Saturday, December 12, 2009

Ignorance is Bliss...Or Is It?

We had an assignment in English to go on Blackboard and respond to one of the quotes our teacher had posted. There were four. I chose "Ignorance is bliss" and the following is what I wrote.

  I suppose it depends on the level of ignorance in question when it comes to agreeing or disagreeing with this quote. If a person (or animal, in the case of Animal Farm) is completely ignorant through and through regarding their situation (such as how the animals had no idea what Napoleon and his cronies were up to) and they believe everything they are told, their ignorance truly will be bliss. The animals believed they were far better off under Napoleon’s rule than they had been under Jones, so they were happy. Boxer and the rest worked their tails off for the bare minimum and were still completely in love with the idea of their new lives.
            However, ignorance far easier to break than the possession of knowledge (unless one is in control of mind-wiping technology). Granger and his companions in Fahrenheit 451 have books in their minds and nothing can extract that knowledge from them. Montag, on the other hand, is floating just a few inches under the water, and it only takes a few thrown pebbles from Clarisse and Faber to break the surface tension and allow him to emerge into the sunlight. After that, he is still ignorant, but he is aware of the fact. This sort of ignorance is the complete opposite of bliss. It’s terribly aggravating and is sure to make a person feel completely helpless. He struggles to learn by reading his hidden books, yet remains utterly left in the dark.
            Ignorance is a fragile thing, and even the slightest bit of disturbance can disrupt the total immersion that is essential to maintain the state of bliss. There is a point where the victim begins to fight his or her savior in order to keep drowning, as is the case with Mildred.
            Today, we live in a state of perpetual fluctuating ignorance. We’re doing the breast-stroke: one moment our head is above the water, so we take a breath of air, and then we plunge ourselves back into the icy depths from which we emerged. Exposure to the truth of an issue (such as the brutality of war, the corruption of a person or organization, the obesity epidemic, or our own grotesque spending habits, etc.) only lasts for so long before our minds block it out again and we go back to our old ways with little thought to our brief respite from the conditioning we have undergone our entire lives.
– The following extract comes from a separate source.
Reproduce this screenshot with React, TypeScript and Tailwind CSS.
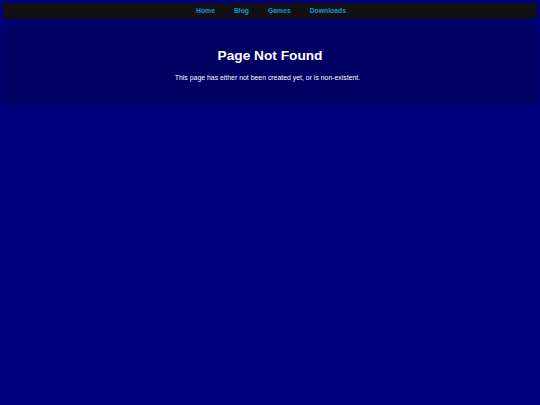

Whether this brainwashing of sorts is from our parents, our religion, our general society, or our own psychological refusal to see what is hidden in plain sight, it remains a problem. We are land animals, so let’s go walk around on the beach.

I'll post one of the responses I got later, possibly tomorrow. Then you'll get to see MY response to THAT. We had a bit of an argument. 

So: What do you think of the quote?


  1. Interesting point, but I have to say that, while I really like Animal Farm, I hate Fahrenheit 451.